* **Input rows**:
________________

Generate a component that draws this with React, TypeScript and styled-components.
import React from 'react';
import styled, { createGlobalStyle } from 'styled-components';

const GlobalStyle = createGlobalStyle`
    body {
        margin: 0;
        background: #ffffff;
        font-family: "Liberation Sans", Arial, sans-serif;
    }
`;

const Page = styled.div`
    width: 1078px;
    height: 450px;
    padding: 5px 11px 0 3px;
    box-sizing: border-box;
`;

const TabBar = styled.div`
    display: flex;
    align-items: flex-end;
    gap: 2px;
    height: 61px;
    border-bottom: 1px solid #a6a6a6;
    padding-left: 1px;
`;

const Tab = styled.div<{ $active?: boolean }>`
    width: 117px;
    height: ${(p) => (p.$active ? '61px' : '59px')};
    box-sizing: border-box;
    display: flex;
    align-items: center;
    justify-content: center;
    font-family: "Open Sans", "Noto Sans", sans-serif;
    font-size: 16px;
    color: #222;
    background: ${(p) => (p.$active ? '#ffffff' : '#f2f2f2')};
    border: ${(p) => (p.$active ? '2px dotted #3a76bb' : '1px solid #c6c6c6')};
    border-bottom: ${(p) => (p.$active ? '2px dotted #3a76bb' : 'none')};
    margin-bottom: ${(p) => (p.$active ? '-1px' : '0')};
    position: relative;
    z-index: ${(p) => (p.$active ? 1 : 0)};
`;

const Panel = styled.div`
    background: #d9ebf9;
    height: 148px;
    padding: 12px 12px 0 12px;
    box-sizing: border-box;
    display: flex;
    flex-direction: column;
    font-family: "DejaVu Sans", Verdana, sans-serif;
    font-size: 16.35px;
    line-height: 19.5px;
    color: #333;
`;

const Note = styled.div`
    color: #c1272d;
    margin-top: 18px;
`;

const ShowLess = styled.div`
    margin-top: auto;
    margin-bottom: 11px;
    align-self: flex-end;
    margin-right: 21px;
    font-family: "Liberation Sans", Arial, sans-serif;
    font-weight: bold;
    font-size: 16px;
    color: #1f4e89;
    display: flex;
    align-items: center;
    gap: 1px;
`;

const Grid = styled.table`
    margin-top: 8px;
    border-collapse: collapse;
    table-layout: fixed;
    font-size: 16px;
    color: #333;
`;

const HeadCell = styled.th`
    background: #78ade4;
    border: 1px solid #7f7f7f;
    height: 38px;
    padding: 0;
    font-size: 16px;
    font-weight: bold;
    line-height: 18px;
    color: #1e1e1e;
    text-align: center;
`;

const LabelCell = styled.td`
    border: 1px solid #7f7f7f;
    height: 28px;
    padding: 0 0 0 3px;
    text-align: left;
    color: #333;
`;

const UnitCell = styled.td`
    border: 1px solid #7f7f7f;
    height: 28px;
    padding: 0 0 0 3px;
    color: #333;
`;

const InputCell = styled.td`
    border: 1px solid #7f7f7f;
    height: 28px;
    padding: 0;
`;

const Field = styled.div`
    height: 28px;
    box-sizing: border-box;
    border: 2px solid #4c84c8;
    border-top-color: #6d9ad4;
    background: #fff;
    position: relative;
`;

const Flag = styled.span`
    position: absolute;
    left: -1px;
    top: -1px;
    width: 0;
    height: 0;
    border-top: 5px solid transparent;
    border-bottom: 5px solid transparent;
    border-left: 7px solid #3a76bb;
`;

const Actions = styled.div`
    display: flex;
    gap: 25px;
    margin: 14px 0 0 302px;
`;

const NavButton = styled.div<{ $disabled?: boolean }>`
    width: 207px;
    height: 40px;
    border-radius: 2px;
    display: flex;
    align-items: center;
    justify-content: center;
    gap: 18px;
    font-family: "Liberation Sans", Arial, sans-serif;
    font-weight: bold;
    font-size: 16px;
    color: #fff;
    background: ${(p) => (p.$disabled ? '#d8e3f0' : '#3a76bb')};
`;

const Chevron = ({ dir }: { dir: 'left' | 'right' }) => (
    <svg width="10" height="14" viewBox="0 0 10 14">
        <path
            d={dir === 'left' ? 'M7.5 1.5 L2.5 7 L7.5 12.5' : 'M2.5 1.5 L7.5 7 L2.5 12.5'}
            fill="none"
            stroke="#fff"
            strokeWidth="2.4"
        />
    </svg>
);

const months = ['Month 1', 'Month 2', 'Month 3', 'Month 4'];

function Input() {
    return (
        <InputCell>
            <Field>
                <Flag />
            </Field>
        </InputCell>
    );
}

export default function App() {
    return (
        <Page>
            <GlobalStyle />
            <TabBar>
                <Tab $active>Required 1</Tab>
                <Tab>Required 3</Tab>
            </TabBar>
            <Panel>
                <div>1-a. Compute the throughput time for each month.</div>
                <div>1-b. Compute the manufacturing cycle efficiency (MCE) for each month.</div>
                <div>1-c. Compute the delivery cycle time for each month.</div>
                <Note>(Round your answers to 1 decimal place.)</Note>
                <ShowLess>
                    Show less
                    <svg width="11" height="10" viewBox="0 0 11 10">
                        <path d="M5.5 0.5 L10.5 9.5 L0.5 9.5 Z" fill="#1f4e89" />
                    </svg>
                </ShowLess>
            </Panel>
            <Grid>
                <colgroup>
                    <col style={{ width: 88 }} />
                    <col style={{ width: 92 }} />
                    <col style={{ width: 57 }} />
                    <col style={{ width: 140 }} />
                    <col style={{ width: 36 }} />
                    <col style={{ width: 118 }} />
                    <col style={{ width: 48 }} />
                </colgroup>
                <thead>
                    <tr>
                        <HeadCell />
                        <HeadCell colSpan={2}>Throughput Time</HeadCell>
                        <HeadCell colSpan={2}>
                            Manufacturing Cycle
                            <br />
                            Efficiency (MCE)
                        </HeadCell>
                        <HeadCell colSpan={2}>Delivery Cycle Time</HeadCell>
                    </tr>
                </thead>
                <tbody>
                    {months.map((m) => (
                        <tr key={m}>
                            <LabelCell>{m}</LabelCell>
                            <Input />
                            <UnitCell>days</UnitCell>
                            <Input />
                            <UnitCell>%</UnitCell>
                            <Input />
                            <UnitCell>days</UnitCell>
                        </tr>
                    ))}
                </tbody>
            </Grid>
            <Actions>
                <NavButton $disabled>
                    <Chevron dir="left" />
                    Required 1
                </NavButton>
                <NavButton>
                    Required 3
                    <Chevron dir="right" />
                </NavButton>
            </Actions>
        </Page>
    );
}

________________

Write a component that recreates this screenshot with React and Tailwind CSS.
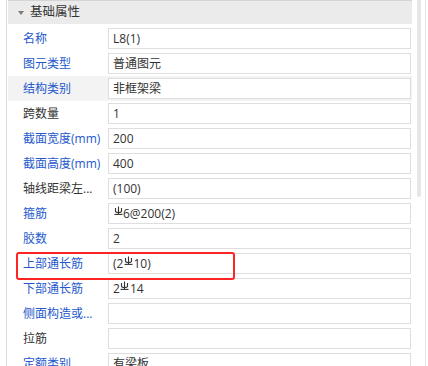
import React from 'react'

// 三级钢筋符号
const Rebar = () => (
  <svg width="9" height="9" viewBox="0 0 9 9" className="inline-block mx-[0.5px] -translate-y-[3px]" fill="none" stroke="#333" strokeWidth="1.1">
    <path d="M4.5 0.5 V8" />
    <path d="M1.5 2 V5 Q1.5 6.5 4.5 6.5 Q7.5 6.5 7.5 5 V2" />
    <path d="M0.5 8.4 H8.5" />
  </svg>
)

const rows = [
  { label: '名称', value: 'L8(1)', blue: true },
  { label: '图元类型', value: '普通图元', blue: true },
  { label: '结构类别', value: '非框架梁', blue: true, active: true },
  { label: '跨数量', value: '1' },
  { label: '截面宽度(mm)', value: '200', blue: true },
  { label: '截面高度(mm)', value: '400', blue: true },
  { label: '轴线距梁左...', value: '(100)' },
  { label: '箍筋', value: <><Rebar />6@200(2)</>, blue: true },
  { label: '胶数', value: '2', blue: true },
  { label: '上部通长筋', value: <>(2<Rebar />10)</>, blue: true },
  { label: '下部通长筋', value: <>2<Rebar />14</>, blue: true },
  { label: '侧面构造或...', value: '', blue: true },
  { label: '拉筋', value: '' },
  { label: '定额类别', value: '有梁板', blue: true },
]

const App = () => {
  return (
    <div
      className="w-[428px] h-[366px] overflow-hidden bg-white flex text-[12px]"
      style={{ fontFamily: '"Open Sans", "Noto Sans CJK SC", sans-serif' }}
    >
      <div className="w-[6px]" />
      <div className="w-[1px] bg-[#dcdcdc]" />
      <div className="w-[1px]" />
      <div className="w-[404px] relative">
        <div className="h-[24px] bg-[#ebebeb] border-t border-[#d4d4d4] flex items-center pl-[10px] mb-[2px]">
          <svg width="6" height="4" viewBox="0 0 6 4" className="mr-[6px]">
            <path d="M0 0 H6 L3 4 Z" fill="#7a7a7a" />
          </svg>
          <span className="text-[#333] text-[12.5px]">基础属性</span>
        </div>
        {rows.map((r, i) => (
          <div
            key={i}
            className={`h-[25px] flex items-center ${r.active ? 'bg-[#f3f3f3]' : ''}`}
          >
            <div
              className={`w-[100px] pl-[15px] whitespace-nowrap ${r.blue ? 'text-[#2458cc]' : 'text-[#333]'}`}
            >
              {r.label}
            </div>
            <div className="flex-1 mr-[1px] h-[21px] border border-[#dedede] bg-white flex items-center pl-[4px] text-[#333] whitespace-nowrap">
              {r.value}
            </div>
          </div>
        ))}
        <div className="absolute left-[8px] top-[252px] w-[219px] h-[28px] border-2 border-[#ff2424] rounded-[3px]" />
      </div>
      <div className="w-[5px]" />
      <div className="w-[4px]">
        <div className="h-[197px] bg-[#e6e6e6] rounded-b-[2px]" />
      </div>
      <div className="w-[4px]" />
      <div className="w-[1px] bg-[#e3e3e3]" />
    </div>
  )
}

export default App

________________

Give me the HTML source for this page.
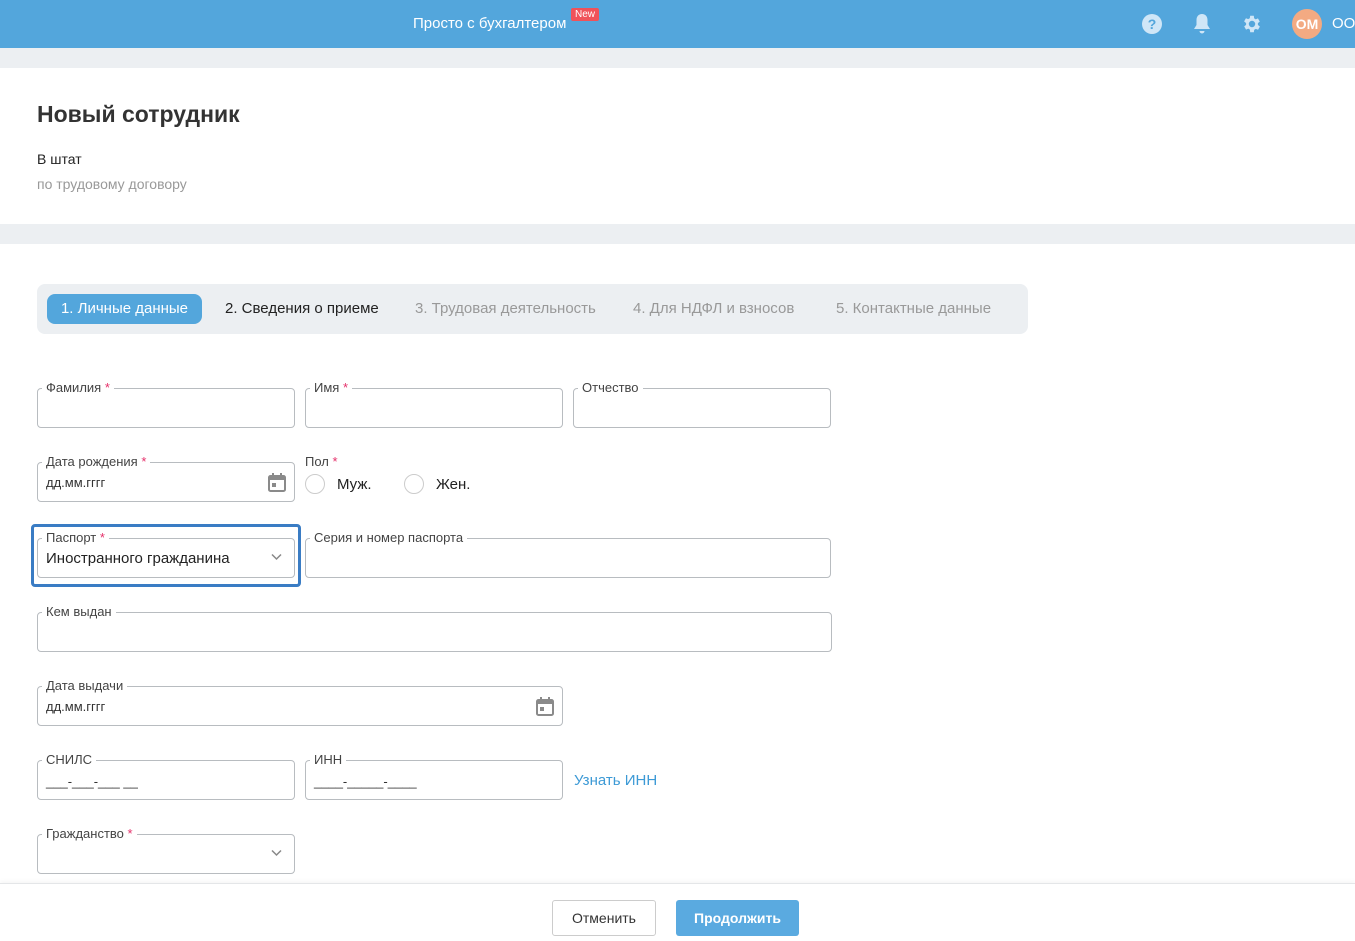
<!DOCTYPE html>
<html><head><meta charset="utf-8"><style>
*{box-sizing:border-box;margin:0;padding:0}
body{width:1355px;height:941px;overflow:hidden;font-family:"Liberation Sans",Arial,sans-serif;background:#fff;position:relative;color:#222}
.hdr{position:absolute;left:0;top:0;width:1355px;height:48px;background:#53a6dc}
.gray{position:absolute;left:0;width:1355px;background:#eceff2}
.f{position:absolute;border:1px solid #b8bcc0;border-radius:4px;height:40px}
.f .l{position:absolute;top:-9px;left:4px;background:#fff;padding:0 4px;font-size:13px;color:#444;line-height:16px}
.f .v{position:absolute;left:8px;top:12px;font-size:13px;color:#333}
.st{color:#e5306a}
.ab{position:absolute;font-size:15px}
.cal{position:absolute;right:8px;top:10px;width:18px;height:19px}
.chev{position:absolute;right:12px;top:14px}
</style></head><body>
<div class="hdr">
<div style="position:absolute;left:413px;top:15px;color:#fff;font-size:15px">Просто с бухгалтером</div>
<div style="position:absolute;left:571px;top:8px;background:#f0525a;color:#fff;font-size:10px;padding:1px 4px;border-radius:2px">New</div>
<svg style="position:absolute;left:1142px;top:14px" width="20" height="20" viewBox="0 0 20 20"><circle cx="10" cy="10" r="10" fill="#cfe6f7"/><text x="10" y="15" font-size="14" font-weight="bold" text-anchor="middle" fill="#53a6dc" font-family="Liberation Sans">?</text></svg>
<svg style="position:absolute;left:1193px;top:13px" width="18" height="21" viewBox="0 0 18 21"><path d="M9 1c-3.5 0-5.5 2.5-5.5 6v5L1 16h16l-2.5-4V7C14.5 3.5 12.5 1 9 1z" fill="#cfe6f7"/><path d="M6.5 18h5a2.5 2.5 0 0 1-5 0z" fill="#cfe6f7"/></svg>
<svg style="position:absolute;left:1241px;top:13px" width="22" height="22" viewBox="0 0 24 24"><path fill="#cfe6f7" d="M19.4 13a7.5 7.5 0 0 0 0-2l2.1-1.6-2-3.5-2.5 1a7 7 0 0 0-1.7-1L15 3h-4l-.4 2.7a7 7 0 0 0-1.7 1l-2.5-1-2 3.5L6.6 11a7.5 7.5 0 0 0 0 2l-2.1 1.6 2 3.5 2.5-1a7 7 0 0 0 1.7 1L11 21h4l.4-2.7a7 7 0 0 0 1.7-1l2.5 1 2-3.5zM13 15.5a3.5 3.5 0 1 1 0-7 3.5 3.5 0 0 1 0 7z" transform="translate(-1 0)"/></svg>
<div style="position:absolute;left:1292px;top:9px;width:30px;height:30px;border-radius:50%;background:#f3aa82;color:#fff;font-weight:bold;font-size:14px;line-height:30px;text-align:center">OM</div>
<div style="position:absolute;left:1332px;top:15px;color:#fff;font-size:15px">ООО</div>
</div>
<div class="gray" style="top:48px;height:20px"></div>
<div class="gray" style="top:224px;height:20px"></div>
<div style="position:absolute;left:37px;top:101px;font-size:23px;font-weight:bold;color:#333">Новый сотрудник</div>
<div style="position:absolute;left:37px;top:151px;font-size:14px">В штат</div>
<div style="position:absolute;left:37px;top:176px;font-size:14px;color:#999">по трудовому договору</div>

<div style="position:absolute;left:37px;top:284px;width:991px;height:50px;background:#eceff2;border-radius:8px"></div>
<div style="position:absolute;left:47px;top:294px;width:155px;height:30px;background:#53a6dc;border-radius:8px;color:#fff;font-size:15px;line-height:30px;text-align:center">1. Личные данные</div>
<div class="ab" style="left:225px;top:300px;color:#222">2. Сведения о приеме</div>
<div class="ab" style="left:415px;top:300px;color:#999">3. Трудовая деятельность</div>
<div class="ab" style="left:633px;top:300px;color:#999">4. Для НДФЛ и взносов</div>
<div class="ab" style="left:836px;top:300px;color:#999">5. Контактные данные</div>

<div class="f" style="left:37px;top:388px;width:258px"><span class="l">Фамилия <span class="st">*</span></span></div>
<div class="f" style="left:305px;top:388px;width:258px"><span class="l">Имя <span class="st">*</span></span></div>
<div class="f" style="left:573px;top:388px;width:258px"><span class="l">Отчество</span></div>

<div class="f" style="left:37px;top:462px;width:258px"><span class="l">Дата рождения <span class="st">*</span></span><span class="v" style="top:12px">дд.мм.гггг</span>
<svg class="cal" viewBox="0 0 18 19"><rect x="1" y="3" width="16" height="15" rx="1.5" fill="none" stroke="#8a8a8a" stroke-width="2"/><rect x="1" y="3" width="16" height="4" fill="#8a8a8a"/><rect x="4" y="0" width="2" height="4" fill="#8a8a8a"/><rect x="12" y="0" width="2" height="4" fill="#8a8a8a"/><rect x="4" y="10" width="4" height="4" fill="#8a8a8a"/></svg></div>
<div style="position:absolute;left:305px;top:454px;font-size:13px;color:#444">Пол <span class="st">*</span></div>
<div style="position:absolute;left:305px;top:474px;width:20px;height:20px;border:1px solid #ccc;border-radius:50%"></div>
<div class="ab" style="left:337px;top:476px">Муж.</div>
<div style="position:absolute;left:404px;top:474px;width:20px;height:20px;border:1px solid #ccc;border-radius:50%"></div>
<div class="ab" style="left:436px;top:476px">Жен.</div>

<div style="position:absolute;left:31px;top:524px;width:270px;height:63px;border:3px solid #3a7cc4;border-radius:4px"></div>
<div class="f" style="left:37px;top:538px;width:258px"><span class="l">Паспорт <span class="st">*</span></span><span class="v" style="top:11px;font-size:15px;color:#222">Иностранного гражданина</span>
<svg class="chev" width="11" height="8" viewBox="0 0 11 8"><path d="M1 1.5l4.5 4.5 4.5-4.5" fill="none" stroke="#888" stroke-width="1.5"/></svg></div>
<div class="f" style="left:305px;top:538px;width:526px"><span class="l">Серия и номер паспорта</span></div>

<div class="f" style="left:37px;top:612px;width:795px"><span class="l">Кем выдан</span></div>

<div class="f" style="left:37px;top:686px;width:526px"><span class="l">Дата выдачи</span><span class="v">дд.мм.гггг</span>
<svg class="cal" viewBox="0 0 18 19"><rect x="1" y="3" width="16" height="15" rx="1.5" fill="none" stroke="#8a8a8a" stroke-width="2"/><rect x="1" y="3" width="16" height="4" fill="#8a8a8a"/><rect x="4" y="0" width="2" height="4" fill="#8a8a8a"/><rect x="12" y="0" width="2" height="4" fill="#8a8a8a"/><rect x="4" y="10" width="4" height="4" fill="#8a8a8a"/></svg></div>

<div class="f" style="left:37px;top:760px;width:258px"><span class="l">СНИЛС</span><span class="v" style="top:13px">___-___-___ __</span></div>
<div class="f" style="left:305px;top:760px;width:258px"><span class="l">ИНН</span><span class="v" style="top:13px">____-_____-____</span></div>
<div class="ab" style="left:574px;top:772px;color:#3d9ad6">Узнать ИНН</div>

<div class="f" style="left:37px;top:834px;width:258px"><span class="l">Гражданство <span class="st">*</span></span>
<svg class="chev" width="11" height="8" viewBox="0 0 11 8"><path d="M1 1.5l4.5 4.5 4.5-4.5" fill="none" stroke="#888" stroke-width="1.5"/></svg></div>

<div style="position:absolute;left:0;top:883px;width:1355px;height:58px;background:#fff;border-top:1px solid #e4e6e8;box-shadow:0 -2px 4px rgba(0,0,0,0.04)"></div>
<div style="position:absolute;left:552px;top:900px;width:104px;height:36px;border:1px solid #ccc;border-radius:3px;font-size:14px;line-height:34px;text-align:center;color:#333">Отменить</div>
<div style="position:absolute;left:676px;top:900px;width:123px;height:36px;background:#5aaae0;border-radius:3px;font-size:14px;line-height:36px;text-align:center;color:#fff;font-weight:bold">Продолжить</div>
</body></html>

________________

* **Given task**: Scan the listing above. Gather each line that contains the word "with".

* **Written solution**:
Generate a component that draws this with React, TypeScript and styled-components.
Write a component that recreates this screenshot with React and Tailwind CSS.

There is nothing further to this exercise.